Set task: In the listing below, pick out lines with "this".

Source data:
— BEGIN —
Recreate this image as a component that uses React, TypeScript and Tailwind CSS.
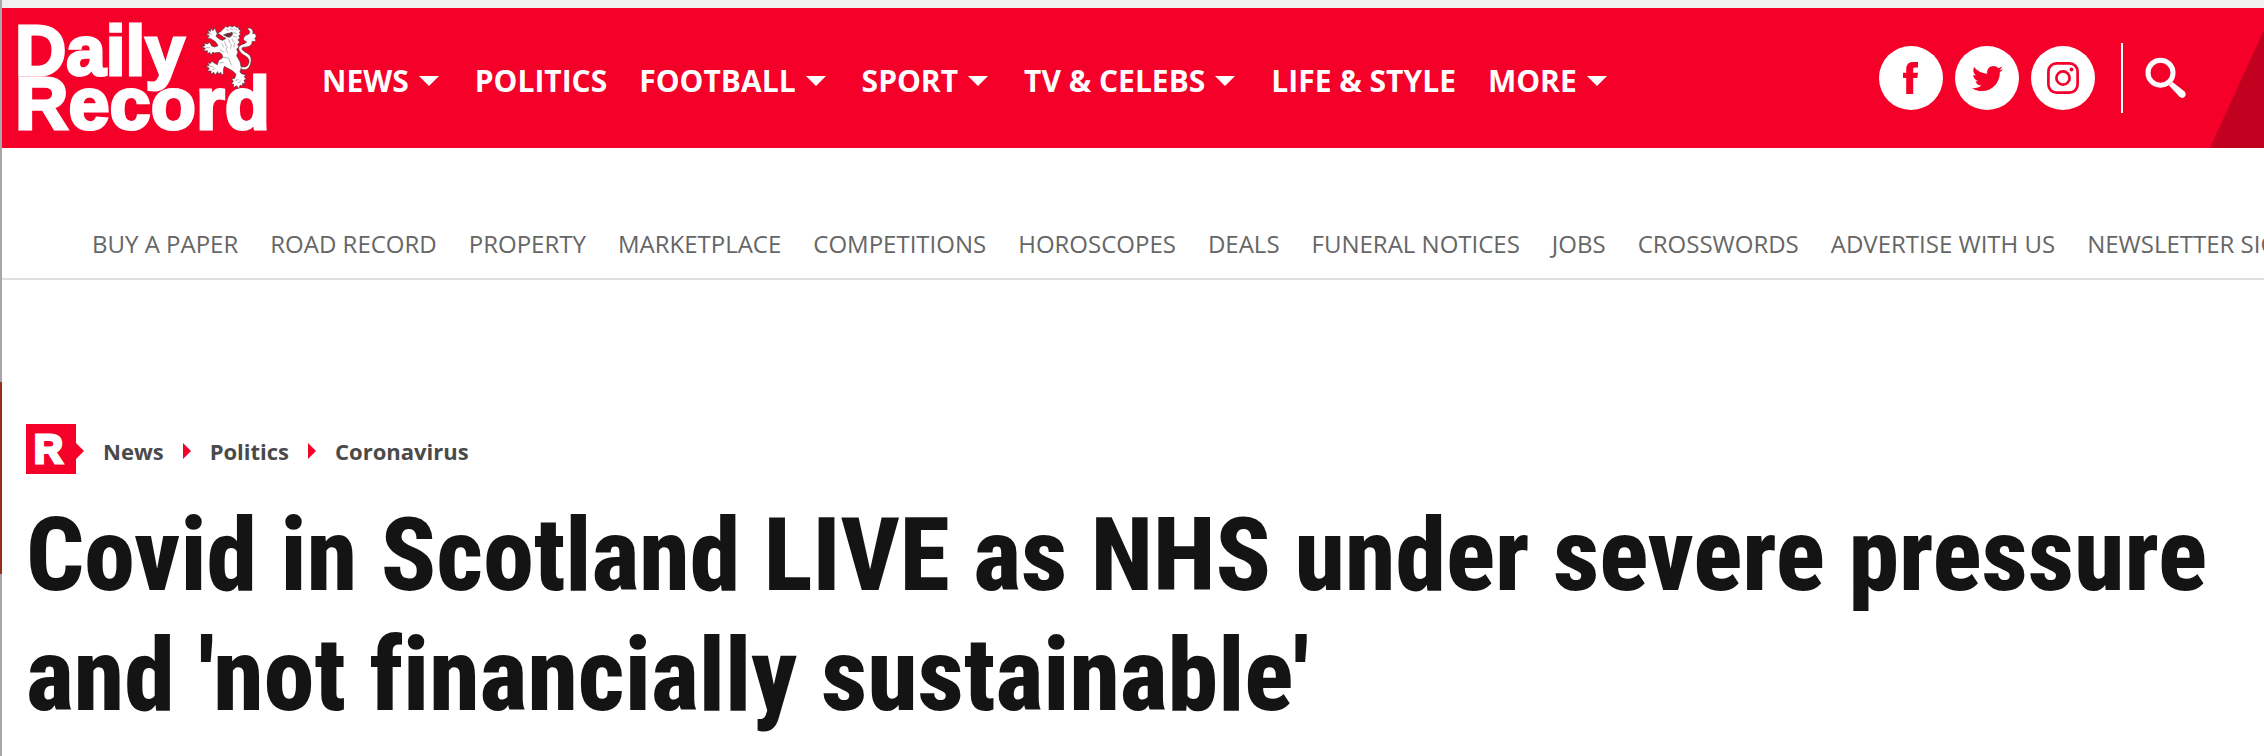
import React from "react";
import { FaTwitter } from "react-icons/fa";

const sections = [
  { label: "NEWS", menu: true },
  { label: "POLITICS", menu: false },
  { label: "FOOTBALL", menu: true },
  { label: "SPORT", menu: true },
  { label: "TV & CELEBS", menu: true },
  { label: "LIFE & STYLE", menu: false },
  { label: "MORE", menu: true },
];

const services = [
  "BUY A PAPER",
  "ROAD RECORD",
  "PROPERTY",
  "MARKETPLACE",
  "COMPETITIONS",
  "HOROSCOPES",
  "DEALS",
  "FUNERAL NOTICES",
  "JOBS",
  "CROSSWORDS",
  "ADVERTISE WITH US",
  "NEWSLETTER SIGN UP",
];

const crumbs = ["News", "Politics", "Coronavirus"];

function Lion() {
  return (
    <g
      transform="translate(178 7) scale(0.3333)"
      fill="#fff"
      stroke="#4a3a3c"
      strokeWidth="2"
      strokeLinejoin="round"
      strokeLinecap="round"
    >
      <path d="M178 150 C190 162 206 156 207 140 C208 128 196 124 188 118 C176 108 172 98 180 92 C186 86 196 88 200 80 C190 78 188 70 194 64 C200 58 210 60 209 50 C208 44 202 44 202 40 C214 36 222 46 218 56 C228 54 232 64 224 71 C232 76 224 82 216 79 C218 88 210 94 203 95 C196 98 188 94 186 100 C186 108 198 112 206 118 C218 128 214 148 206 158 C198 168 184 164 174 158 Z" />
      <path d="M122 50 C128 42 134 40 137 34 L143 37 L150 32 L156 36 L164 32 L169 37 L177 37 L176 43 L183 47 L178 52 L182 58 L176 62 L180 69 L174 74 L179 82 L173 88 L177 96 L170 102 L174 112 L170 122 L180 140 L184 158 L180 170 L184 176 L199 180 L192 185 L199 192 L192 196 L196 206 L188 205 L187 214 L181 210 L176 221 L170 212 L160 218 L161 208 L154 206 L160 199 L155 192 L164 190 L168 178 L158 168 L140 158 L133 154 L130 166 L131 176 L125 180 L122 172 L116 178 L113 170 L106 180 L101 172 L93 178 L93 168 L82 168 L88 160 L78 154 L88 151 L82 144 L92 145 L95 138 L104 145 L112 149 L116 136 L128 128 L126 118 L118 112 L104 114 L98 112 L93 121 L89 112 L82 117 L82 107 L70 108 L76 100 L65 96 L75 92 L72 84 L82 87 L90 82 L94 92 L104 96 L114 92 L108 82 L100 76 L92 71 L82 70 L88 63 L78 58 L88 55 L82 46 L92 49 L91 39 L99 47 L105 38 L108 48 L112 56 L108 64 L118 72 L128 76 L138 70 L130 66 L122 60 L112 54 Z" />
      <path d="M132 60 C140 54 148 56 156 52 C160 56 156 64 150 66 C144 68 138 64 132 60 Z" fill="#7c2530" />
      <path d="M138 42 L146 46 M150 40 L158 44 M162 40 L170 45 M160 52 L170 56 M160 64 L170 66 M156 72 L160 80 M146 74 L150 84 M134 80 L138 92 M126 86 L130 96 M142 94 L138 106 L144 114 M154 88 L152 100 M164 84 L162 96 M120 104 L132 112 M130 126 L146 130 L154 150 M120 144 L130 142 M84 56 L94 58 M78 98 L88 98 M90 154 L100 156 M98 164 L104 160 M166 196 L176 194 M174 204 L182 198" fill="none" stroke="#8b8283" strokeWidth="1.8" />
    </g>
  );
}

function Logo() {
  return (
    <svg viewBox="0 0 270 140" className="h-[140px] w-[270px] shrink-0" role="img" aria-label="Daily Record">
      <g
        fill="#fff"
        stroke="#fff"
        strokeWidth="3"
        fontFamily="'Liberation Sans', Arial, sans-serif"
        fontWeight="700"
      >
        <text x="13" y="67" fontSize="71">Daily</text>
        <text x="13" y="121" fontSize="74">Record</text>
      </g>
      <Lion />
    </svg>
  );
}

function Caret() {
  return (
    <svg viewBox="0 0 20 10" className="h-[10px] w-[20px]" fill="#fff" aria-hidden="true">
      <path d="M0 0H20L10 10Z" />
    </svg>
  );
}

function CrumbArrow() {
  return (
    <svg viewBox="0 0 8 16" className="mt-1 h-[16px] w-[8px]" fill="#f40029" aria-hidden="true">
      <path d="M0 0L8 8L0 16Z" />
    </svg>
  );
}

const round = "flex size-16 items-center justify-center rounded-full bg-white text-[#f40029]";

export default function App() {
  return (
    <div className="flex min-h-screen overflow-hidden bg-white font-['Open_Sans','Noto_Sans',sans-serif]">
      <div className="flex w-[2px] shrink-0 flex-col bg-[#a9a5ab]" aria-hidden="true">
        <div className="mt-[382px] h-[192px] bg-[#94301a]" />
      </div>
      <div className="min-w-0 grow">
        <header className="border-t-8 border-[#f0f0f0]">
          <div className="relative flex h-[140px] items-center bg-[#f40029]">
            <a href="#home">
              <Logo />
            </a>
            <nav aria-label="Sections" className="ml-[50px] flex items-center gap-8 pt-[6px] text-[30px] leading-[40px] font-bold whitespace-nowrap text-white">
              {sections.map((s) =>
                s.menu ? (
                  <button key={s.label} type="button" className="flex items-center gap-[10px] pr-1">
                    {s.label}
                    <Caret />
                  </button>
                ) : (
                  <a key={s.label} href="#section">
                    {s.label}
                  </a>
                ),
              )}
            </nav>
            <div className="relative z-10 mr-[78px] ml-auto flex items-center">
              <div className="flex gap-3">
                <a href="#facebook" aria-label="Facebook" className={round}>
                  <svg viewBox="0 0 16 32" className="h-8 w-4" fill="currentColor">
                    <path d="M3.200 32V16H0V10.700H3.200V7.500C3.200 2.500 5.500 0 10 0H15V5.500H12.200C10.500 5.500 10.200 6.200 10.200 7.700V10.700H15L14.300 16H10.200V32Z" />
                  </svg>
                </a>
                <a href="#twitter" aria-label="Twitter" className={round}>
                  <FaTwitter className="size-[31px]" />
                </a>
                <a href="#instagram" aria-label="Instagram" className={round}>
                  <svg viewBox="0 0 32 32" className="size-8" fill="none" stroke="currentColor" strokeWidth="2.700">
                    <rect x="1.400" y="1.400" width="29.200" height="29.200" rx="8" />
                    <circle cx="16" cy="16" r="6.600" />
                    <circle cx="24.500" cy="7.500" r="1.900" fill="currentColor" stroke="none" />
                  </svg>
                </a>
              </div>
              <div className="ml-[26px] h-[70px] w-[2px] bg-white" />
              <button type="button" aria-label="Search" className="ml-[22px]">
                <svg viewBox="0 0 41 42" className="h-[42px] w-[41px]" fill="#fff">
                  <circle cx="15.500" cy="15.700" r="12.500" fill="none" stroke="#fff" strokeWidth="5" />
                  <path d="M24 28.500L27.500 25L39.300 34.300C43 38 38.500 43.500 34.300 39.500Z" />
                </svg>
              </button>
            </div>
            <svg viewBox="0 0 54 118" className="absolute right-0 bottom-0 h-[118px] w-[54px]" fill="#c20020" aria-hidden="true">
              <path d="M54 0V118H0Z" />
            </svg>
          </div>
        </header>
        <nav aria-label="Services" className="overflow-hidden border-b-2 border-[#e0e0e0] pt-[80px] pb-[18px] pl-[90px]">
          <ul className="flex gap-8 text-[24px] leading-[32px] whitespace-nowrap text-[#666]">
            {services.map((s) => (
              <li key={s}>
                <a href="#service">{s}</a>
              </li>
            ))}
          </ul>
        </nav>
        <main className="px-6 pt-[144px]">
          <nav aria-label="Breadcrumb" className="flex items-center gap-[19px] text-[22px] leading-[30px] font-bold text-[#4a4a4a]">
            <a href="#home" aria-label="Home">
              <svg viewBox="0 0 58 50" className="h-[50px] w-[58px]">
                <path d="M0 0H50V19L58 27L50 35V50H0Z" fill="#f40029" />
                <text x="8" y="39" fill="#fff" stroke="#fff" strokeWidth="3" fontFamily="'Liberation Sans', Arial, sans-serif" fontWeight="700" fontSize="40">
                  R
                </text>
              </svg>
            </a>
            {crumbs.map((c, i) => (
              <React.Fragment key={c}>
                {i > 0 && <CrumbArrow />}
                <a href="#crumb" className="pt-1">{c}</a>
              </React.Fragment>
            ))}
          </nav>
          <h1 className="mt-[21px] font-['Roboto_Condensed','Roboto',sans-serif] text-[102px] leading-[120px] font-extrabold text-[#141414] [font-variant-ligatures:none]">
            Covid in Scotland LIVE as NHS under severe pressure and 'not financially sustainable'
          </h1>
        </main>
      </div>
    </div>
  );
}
— END —
— BEGIN —
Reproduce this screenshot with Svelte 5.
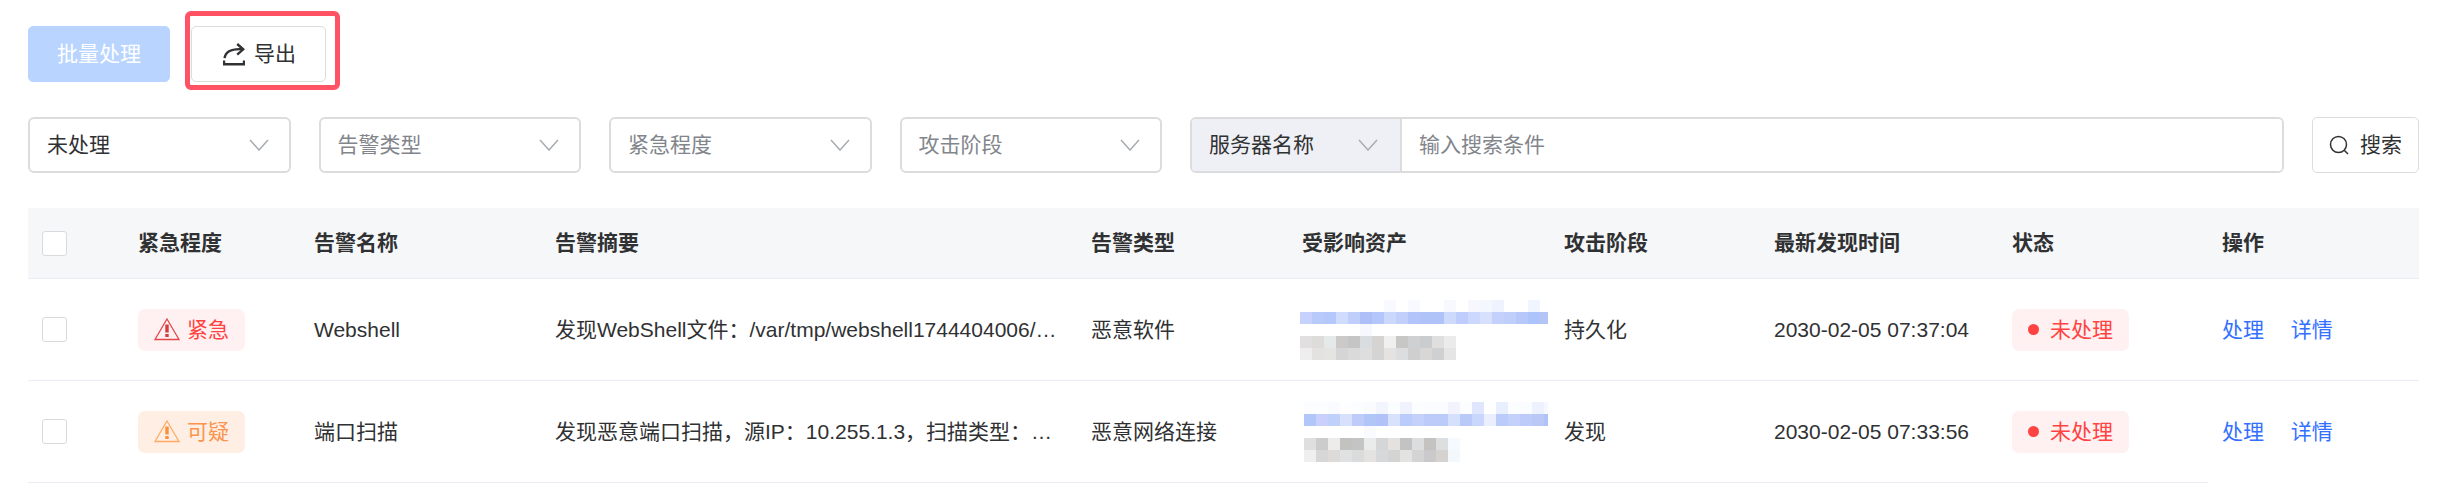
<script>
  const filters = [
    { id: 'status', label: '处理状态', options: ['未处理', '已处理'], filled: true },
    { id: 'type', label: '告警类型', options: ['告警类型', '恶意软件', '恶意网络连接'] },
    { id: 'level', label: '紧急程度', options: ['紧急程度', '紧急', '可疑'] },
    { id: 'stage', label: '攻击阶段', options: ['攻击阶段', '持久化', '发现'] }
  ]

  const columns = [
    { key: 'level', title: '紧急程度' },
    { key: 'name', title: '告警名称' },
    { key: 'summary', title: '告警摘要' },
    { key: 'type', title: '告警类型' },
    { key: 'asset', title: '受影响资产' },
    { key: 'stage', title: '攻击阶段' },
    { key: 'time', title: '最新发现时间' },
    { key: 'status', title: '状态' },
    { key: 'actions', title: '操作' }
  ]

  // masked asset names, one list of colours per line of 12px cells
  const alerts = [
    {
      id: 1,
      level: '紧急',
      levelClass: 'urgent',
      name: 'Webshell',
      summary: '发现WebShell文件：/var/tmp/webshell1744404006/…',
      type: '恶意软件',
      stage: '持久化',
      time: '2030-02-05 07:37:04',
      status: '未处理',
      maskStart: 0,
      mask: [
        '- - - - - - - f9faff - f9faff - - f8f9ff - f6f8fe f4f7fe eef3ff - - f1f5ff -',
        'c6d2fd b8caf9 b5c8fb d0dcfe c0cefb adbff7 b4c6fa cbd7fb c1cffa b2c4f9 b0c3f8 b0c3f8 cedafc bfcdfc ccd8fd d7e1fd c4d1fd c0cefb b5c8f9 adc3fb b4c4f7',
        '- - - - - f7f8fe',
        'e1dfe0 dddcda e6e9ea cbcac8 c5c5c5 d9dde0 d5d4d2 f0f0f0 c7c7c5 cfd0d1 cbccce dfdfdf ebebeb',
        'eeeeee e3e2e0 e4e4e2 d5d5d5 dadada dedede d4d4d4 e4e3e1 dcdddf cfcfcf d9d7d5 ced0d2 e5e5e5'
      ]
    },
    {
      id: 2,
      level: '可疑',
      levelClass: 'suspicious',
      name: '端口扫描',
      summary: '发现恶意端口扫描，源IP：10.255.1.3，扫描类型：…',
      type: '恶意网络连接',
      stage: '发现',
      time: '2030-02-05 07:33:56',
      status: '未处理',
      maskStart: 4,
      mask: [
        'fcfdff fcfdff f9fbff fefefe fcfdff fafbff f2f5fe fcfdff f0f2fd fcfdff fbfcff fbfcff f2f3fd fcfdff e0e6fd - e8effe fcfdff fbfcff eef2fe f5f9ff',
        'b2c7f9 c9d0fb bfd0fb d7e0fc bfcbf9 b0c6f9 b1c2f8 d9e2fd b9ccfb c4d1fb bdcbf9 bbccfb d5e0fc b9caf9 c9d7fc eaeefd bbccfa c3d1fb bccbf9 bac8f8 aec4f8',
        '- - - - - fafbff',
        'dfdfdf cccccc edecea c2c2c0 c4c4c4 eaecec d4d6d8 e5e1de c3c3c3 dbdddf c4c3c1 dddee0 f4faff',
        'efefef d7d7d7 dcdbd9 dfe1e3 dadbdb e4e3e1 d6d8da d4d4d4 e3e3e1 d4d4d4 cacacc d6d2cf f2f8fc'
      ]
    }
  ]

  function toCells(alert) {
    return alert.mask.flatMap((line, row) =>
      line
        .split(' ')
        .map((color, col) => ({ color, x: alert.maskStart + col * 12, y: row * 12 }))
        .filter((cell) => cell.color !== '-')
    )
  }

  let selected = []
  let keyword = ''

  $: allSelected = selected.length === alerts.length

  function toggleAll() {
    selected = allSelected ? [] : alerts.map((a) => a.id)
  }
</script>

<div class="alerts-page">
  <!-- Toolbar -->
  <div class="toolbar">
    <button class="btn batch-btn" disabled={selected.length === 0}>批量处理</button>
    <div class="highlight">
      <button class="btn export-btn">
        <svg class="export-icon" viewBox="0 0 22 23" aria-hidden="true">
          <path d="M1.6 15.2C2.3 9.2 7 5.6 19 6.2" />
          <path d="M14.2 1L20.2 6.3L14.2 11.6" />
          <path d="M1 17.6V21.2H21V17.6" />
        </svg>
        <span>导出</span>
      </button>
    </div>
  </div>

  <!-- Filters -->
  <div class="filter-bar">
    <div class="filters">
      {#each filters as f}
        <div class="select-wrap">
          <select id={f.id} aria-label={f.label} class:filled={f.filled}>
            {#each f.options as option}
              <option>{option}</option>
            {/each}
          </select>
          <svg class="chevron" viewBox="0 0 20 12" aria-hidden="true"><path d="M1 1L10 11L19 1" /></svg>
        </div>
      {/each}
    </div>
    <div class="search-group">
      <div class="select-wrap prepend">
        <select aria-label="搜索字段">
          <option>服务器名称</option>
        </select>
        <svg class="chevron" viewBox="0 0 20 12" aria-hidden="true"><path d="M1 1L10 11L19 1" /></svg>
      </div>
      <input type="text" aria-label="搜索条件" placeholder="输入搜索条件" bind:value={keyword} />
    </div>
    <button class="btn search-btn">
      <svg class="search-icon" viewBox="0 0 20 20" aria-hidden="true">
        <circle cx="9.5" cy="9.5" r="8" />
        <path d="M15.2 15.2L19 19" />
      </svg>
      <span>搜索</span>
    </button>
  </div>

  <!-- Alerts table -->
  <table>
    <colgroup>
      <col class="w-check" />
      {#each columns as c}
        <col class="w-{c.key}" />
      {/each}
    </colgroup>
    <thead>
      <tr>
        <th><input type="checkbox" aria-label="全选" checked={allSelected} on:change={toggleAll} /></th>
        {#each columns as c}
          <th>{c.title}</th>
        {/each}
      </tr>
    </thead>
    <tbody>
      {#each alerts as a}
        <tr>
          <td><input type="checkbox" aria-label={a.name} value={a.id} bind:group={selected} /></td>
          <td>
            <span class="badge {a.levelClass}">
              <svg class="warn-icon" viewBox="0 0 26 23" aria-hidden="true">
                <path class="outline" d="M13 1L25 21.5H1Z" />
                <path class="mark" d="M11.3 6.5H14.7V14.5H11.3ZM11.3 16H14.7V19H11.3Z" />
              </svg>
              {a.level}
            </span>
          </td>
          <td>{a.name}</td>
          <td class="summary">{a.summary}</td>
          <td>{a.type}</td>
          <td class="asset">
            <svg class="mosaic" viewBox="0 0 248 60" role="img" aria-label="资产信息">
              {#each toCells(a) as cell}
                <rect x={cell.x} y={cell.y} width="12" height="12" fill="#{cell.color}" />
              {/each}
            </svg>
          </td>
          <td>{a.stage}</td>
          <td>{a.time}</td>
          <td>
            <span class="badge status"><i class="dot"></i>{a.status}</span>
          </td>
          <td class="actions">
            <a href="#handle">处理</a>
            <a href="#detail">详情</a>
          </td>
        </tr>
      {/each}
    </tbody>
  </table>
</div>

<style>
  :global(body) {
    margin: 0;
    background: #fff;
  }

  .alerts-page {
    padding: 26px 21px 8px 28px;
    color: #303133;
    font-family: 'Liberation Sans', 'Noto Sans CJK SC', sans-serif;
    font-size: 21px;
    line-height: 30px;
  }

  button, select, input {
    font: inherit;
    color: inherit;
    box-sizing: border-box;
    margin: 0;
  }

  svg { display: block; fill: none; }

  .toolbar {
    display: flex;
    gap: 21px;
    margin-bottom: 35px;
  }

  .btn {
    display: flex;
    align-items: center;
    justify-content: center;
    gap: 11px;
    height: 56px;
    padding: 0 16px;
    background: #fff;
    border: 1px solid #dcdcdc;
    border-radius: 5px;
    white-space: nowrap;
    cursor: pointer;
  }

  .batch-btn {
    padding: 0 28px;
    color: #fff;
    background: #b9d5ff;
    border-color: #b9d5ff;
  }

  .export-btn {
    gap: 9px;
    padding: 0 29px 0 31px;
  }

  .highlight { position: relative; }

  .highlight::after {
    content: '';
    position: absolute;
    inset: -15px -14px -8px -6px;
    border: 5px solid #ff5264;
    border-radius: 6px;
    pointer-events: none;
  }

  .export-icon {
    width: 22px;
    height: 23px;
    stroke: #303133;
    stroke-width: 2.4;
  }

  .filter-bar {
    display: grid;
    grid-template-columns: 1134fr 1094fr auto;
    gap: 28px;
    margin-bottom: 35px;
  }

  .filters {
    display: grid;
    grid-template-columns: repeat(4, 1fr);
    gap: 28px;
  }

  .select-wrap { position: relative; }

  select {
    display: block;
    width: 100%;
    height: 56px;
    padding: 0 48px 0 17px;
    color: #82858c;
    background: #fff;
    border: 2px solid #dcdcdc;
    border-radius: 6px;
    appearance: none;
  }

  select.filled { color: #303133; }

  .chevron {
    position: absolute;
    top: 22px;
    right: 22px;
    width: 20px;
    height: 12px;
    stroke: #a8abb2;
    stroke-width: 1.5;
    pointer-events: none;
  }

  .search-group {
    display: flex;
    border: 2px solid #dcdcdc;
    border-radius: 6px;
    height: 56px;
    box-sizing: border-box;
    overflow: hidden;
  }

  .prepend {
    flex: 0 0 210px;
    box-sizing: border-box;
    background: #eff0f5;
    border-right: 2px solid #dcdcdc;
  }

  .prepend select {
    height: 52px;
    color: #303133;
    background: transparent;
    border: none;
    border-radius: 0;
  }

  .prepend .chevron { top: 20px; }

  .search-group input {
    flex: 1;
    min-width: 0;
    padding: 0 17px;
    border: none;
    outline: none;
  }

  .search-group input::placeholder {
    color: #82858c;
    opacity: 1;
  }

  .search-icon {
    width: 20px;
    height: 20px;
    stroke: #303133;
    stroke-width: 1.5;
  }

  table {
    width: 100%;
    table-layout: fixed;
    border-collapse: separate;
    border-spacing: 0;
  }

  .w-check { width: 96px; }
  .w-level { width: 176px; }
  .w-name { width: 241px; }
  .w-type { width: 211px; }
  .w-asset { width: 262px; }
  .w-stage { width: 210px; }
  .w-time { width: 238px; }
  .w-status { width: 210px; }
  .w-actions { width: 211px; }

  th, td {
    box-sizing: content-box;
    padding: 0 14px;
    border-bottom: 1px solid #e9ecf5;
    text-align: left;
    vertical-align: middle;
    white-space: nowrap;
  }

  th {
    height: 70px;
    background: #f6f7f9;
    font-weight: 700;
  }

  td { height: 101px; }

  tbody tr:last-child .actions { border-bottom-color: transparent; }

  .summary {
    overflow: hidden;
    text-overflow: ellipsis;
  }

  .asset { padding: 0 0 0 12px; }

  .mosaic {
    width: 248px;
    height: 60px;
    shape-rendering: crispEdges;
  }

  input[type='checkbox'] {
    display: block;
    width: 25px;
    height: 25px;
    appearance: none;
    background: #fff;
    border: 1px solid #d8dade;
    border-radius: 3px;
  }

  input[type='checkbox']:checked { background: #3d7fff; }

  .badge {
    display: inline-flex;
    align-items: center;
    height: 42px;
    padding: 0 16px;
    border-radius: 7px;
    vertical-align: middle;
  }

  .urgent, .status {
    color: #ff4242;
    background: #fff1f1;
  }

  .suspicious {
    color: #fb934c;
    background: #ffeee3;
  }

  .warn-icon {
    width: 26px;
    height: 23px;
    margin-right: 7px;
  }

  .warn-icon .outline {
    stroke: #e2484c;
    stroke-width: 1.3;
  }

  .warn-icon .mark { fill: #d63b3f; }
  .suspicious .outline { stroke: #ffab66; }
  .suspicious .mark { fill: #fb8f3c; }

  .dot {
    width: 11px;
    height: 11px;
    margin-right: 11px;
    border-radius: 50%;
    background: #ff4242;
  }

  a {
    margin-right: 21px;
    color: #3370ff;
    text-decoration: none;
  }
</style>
— END —
Answer:
Recreate this image as a component that uses React, TypeScript and Tailwind CSS.
Reproduce this screenshot with Svelte 5.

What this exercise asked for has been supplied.